Exploring the suitability of rocks deep below the seabed off our coast has been a consideration for many years. RWM is actively involved in research that would inform future decision-making if a sub-seabed location becomes of interest for a community.

Numerous wide-ranging studies have been carried out both in the UK and overseas, since scientists and engineers first looked into how best to deal with the radioactive waste that has been accumulating since research into atom-splitting technologies began to gather pace in the post-war years.

During the early decades of nuclear experimentation, the focus was on making the technology work safely and efficiently:  little attention was paid to future decommissioning or dealing with the radioactive waste products.

Numerous solutions were considered in the past, ranging from disposal in ice sheets, on the ocean floor, rock melting and firing the waste into outer space.

The right thing to do

Today, science and environmental standards have advanced and the internationally recognised solution for radioactive waste is geological disposal – because we know it’s is the right thing to do. This comprises a land-based surface facility connected to engineered vaults and tunnels that are deep underground. The underground part of the facility could be wholly or partially below the seabed.

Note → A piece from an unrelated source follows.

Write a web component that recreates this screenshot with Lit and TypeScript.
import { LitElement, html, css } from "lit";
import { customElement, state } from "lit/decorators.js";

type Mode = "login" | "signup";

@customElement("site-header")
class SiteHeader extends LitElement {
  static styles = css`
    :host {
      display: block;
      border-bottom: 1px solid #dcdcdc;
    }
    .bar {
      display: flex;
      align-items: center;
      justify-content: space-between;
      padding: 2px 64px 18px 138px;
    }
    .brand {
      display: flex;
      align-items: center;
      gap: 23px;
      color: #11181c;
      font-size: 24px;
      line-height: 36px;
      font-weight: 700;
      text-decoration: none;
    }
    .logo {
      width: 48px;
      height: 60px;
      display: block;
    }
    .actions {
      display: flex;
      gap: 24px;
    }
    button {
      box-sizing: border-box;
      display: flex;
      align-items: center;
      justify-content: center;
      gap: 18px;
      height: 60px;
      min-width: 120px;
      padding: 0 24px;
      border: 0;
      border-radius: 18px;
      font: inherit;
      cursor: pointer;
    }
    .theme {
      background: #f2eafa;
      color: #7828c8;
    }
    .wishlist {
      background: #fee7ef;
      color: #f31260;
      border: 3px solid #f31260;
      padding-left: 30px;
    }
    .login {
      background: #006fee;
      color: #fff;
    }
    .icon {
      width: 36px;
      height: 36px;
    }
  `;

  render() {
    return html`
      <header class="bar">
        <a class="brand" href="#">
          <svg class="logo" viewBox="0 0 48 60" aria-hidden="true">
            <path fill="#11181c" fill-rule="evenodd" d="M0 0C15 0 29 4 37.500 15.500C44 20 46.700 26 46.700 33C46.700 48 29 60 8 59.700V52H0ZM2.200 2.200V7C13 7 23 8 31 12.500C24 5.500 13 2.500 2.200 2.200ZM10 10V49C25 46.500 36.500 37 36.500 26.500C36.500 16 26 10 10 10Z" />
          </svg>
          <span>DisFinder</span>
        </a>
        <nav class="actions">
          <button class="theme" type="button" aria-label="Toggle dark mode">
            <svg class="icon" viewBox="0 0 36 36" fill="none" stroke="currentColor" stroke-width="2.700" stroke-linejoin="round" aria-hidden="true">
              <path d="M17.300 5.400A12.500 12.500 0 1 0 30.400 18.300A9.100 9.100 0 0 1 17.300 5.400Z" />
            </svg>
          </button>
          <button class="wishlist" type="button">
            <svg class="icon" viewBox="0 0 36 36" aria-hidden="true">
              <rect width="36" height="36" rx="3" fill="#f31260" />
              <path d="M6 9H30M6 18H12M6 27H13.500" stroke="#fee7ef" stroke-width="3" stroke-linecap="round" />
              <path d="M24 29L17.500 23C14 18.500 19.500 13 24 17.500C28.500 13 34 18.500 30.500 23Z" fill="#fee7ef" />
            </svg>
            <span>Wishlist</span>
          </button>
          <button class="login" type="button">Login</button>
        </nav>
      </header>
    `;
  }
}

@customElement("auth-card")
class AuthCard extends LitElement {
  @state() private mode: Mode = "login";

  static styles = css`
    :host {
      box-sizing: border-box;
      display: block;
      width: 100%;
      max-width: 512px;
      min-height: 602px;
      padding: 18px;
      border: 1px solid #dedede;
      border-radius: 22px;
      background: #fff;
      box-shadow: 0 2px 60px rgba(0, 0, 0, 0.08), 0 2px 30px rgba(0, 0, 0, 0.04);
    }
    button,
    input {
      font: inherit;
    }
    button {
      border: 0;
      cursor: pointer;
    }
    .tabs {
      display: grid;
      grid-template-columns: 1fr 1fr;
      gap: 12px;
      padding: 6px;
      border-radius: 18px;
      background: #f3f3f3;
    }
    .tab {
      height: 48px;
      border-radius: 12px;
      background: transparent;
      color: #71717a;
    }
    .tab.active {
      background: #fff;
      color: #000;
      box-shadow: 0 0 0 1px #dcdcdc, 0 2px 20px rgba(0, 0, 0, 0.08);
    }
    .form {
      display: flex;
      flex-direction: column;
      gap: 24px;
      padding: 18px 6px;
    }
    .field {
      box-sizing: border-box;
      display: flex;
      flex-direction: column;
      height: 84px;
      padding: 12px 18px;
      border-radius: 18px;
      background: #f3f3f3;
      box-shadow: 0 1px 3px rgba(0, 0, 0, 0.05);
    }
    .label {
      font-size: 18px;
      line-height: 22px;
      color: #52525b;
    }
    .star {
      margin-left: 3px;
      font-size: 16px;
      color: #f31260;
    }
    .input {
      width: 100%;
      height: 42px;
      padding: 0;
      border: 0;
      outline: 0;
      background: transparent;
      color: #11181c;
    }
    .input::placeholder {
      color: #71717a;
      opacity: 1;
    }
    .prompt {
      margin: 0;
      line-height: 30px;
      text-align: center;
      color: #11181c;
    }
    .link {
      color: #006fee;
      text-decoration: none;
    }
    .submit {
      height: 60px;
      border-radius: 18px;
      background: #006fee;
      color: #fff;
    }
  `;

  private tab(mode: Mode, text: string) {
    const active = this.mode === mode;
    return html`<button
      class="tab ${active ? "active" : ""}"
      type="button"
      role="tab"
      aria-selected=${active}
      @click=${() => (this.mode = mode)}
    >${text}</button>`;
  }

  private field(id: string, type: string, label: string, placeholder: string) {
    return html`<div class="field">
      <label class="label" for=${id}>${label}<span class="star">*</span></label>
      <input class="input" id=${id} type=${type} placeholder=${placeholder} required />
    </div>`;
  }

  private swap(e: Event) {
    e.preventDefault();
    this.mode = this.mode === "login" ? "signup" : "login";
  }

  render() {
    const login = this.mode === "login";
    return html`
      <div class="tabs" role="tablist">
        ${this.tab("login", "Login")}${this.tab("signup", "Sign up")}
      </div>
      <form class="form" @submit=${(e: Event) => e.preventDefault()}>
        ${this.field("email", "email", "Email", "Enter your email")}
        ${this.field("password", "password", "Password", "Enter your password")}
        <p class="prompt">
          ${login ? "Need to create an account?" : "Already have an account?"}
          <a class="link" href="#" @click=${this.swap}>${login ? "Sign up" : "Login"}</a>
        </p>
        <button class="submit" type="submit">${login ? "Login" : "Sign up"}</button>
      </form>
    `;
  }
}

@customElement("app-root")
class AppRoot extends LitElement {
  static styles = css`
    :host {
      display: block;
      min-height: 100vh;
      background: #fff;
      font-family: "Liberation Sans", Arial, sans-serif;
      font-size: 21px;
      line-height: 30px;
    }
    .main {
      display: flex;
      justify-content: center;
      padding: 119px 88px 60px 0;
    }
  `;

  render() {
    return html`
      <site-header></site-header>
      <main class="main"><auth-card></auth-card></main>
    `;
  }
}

Internationally, precedents already exist. Sweden has a disposal facility for Intermediate Level Waste (ILW) 60 metres below the floor of the Baltic Sea, which opened in the 1980s. The global oil and gas industry has been drilling deep below the seabed for decades. Think too of the Channel Tunnel or Boulby Mine on the east coast which is more than 1,000 metres below the seabed and extends to approximately 10 miles off the coast.

A GDF deep below the seabed

For the UK, a prospective GDF below the seabed off our coastline could definitely be worth investigating.

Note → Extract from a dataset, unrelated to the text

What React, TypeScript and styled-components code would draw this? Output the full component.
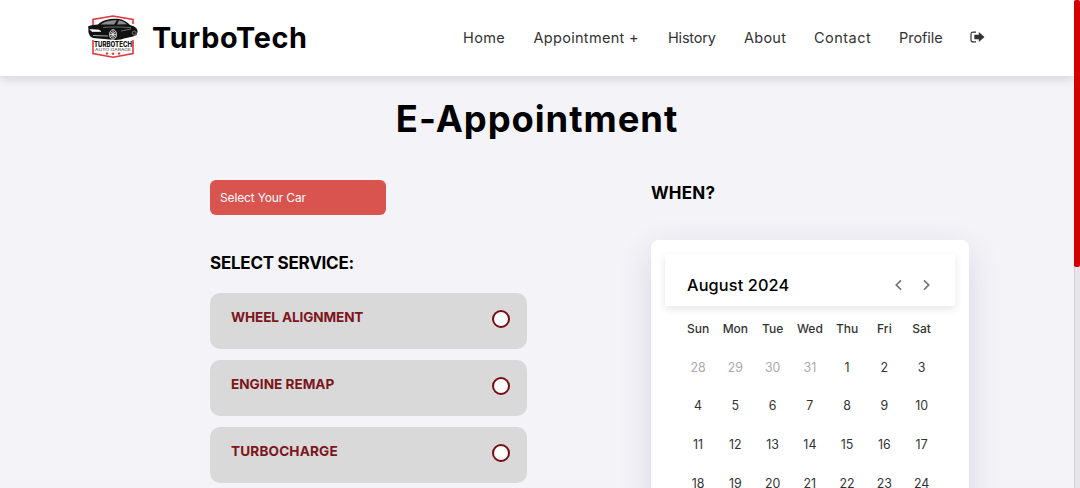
import React from "react";
import styled, { createGlobalStyle } from "styled-components";

const GlobalStyle = createGlobalStyle`
  * { box-sizing: border-box; }
  body { margin: 0; overflow: hidden; background: #f4f3f8; font-family: Inter, "Noto Sans", sans-serif; color: #000; }
  h1, h2, h3, p { margin: 0; }
`;

const Page = styled.div`
  display: flex;
  height: 488px;
  overflow: hidden;
`;

const Main = styled.div`
  width: 1074px;
  flex: none;
  overflow: hidden;
`;

const ScrollTrack = styled.div`
  width: 6px;
  flex: none;
  background: #e6e6e6;
  border-left: 1px solid #d2d2d4;
`;

const ScrollThumb = styled.div`
  width: 6px;
  height: 267px;
  margin-left: -1px;
  border-radius: 2px;
  background: #d20000;
`;

const Header = styled.header`
  display: flex;
  align-items: center;
  height: 76px;
  padding: 0 89px 0 86px;
  background: #fff;
  box-shadow: 0 3px 10px rgba(0, 0, 0, 0.13);
`;

const Brand = styled.span`
  margin-left: 12px;
  font-size: 28.8px;
  line-height: 40px;
  font-weight: 700;
  letter-spacing: 0.65px;
`;

const Nav = styled.nav`
  display: flex;
  align-items: center;
  margin-left: auto;
`;

const NavLink = styled.a<{ $width: number; $spacing: number }>`
  width: ${(p) => p.$width}px;
  white-space: nowrap;
  font-size: 14.5px;
  line-height: 22px;
  color: #333;
  letter-spacing: ${(p) => p.$spacing}px;
`;

const Title = styled.h1`
  margin-top: 19px;
  text-align: center;
  font-size: 36.4px;
  line-height: 48px;
  font-weight: 700;
  letter-spacing: 0.95px;
`;

const Columns = styled.div`
  display: flex;
  gap: 124px;
  padding: 37px 0 0 210px;
`;

const Services = styled.section`
  width: 317px;
`;

const CarSelect = styled.button`
  display: flex;
  align-items: center;
  width: 176px;
  height: 35px;
  padding: 0 10px;
  border: 0;
  border-radius: 6px;
  background: #d9534f;
  color: #fff;
  font: 400 12px Inter, sans-serif;
  letter-spacing: -0.15px;
`;

const Heading = styled.h2<{ $top: number; $spacing: number }>`
  margin-top: ${(p) => p.$top}px;
  font-size: 17px;
  line-height: 26px;
  font-weight: 700;
  letter-spacing: ${(p) => p.$spacing}px;
`;

const ServiceList = styled.div`
  display: flex;
  flex-direction: column;
  gap: 11px;
  margin-top: 17px;
`;

const ServiceCard = styled.label`
  display: flex;
  justify-content: space-between;
  height: 56px;
  padding: 14px 17.5px 0 21px;
  border-radius: 10px;
  background: #d9d9d9;
`;

const ServiceName = styled.span<{ $spacing: number }>`
  font-size: 13.6px;
  line-height: 21px;
  font-weight: 700;
  color: #7c151c;
  letter-spacing: ${(p) => p.$spacing}px;
`;

const Radio = styled.span`
  width: 18px;
  height: 18px;
  margin-top: 3px;
  border: 2px solid #7a0b12;
  border-radius: 50%;
  background: #fff;
`;

const When = styled.section`
  width: 318px;
`;

const Calendar = styled.div`
  height: 400px;
  margin-top: 34px;
  padding: 14px;
  border-radius: 8px;
  background: #fff;
  box-shadow: 0 10px 34px rgba(40, 35, 60, 0.12);
`;

const MonthBar = styled.div`
  display: flex;
  align-items: center;
  height: 52px;
  padding: 9px 20px 0 22px;
  background: #fff;
  box-shadow: 0 3px 8px rgba(0, 0, 0, 0.1);
`;

const Month = styled.h3`
  flex: 1;
  font-size: 16.3px;
  line-height: 24px;
  font-weight: 500;
  letter-spacing: 0.13px;
`;

const Arrows = styled.div`
  display: flex;
  gap: 12px;
  svg { display: block; }
`;

const Days = styled.div`
  display: grid;
  grid-template-columns: repeat(7, 37.25px);
  grid-auto-rows: 38.6px;
  margin: 3.4px 0 0 14.5px;
`;

const Cell = styled.span<{ $kind: "name" | "muted" | "day" }>`
  display: flex;
  align-items: center;
  justify-content: center;
  font-size: ${(p) => (p.$kind === "name" ? 12 : 12.4)}px;
  font-weight: ${(p) => (p.$kind === "name" ? 500 : 400)};
  color: ${(p) => (p.$kind === "muted" ? "#aaa" : "#333")};
`;

const links = [
  { label: "Home", width: 70.5, spacing: 0.4 },
  { label: "Appointment +", width: 134.5, spacing: 0.3 },
  { label: "History", width: 76, spacing: -0.2 },
  { label: "About", width: 70, spacing: 0.25 },
  { label: "Contact", width: 85, spacing: 0.48 },
  { label: "Profile", width: 71, spacing: -0.05 },
];

const services = [
  { name: "WHEEL ALIGNMENT", spacing: -0.13 },
  { name: "ENGINE REMAP", spacing: 0 },
  { name: "TURBOCHARGE", spacing: 0.15 },
];

const dayNames = ["Sun", "Mon", "Tue", "Wed", "Thu", "Fri", "Sat"];
const previous = [28, 29, 30, 31];
const dates = Array.from({ length: 24 }, (_, i) => i + 1);

function Logo() {
  return (
    <svg width="54" height="46" viewBox="0 0 54 46">
      <path d="M7 10V4.500L27 1L47 4.500V9M7 25V38.500L27 42.300L47 38.500V25" fill="none" stroke="#e0393e" strokeWidth="1.6" />
      <path d="M2 11.500C5 10 9 9.800 12 9.500C17 4.500 24 3.500 32 3.800C37 4.500 41 7 44 10C48 11 52 13 51.500 17L50.500 20L47 21.500L38 23.500L35 24.500L29 25L7 23C3 21.500 2 17 2.500 14Z" fill="#111" />
      <path d="M14.500 9.500C19 6 24 5 31 5.200L28 9.500ZM33 5.200C37 5.800 39 7.500 41 9.200L31 9.600Z" fill="#8d8d8d" />
      <path d="M4 14.500L13 15L15 16.500L6 16.500ZM7 20.500L22 21" fill="#fff" stroke="#eee" strokeWidth=".7" />
      <path d="M17 12.500Q27 11.500 45 12.500M35 16L45 14" fill="none" stroke="#aaa" strokeWidth=".6" />
      <ellipse cx="27" cy="19.500" rx="3.500" ry="4.800" fill="#333" stroke="#eee" strokeWidth=".9" />
      <path d="M27 15.700V23.300M24 19.500H30M25 17L29 22M29 17L25 22" stroke="#eee" strokeWidth=".8" />
      <circle cx="48.200" cy="18" r="2" fill="#222" stroke="#bbb" strokeWidth=".5" />
      <rect x="8" y="25.500" width="38" height="10.700" fill="#fff" />
      <text x="27" y="32" textAnchor="middle" textLength="38" lengthAdjust="spacingAndGlyphs" fontFamily="Inter, sans-serif" fontSize="7" fontWeight="800" fill="#111">TURBOTECH</text>
      <text x="27" y="36" textAnchor="middle" textLength="36" lengthAdjust="spacingAndGlyphs" fontFamily="Inter, sans-serif" fontSize="3.600" fill="#333">AUTO GARAGE</text>
      <path d="M21 37L22.500 38.500L21 40L19.500 38.500ZM27 37.300L28.500 38.800L27 40.300L25.500 38.800ZM33 37L34.500 38.500L33 40L31.500 38.500Z" fill="#e0393e" />
    </svg>
  );
}

function SignOut() {
  return (
    <svg width="15" height="14" viewBox="0 0 15 14">
      <path d="M6 1.100H3.200Q1 1.100 1 3.300V8.700Q1 10.900 3.200 10.900H6" fill="none" stroke="#333" strokeWidth="1.2" />
      <path d="M4.300 3.800H8.800V1L14.500 6L8.800 11V8.200H4.300Z" fill="#333" />
    </svg>
  );
}

function Chevron({ d }: { d: string }) {
  return (
    <svg width="16" height="16" viewBox="0 0 16 16">
      <path d={d} fill="none" stroke="#757575" strokeWidth="1.7" />
    </svg>
  );
}

export default function App() {
  return (
    <Page>
      <GlobalStyle />
      <Main>
        <Header>
          <Logo />
          <Brand>TurboTech</Brand>
          <Nav>
            {links.map((l) => (
              <NavLink key={l.label} $width={l.width} $spacing={l.spacing}>{l.label}</NavLink>
            ))}
            <SignOut />
          </Nav>
        </Header>
        <Title>E-Appointment</Title>
        <Columns>
          <Services>
            <CarSelect>Select Your Car</CarSelect>
            <Heading $top={35} $spacing={-0.25}>SELECT SERVICE:</Heading>
            <ServiceList>
              {services.map((s) => (
                <ServiceCard key={s.name}>
                  <ServiceName $spacing={s.spacing}>{s.name}</ServiceName>
                  <Radio />
                </ServiceCard>
              ))}
            </ServiceList>
          </Services>
          <When>
            <Heading $top={0} $spacing={0.2}>WHEN?</Heading>
            <Calendar>
              <MonthBar>
                <Month>August 2024</Month>
                <Arrows>
                  <Chevron d="M10 3.300L5.300 8L10 12.700" />
                  <Chevron d="M5 3.300L9.700 8L5 12.700" />
                </Arrows>
              </MonthBar>
              <Days>
                {dayNames.map((d) => <Cell key={d} $kind="name">{d}</Cell>)}
                {previous.map((d) => <Cell key={"p" + d} $kind="muted">{d}</Cell>)}
                {dates.map((d) => <Cell key={d} $kind="day">{d}</Cell>)}
              </Days>
            </Calendar>
          </When>
        </Columns>
      </Main>
      <ScrollTrack>
        <ScrollThumb />
      </ScrollTrack>
    </Page>
  );
}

From a geological perspective, there is in fact little difference between a GDF constructed within rocks under land or within rocks under the seabed. A GDF exists to isolate the waste from the surface environment, and providing the correct geological environment is selected, it makes little difference what is going on in that surface environment – land or sea. In either scenario, the depths of rock above ensure protection for many thousands of years.

What's absolutely clear is that while a GDF could be built hundreds of metres below the seabed, we aren't going to dispose of waste on the seabed itself.

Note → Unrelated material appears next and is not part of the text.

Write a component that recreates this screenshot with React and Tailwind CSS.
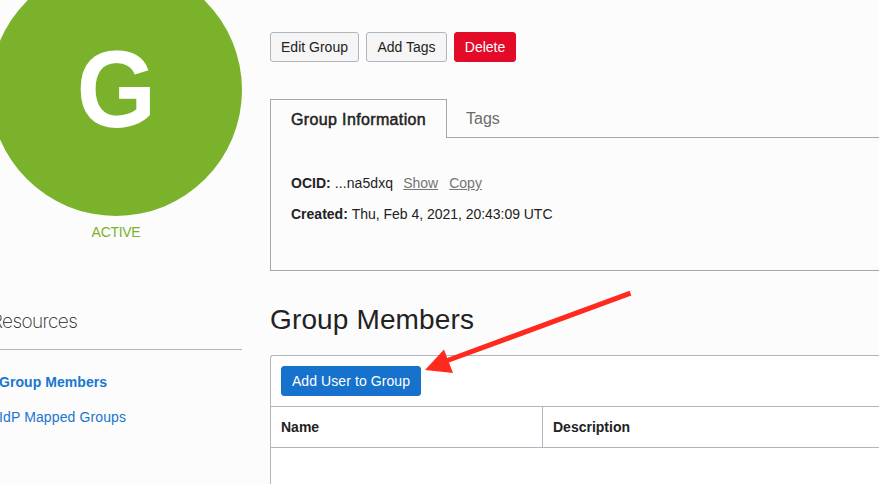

Compared to a land-based GDF, there are different challenges and considerations, such as avoiding disruption to marine environments during preliminary investigations and construction. We would also need to liaise with a different set of stakeholders, such as those in the fishing and maritime sectors.

But our priorities would remain the same:  safety and security, plus full compliance with all the regulatory criteria.

A GDF under the seabed is also likely to require infrastructure improvements on land, perhaps expanding an existing port or constructing a new one, which could have spin-off benefits for a local community.

Research and engagement with communities

The search areas, however, will be defined by the working groups and the eventual selection of a site, whether on land or below the seabed, will be very much influenced by the views and feedback expressed during local community discussions. And of course, a site would need to be comprehensively investigated and confirmed as geologically suitable.

Buildings on land next to the sea

Graphic showing a land-based site characterisation deep borehole compound for a possible GDF deep under the seabed

In the meantime, RWM is in the process of examining all the previous research relating to disposal under the seabed, and has commissioned further studies to understand in greater detail how to proceed with geological investigations, together with the design and construction of sub-seabed facility – if this is what we’re asked to explore.

These reports will add to the information already available and help to inform continued discussions about possible locations both on land and under the seabed. We look forward to the outcomes!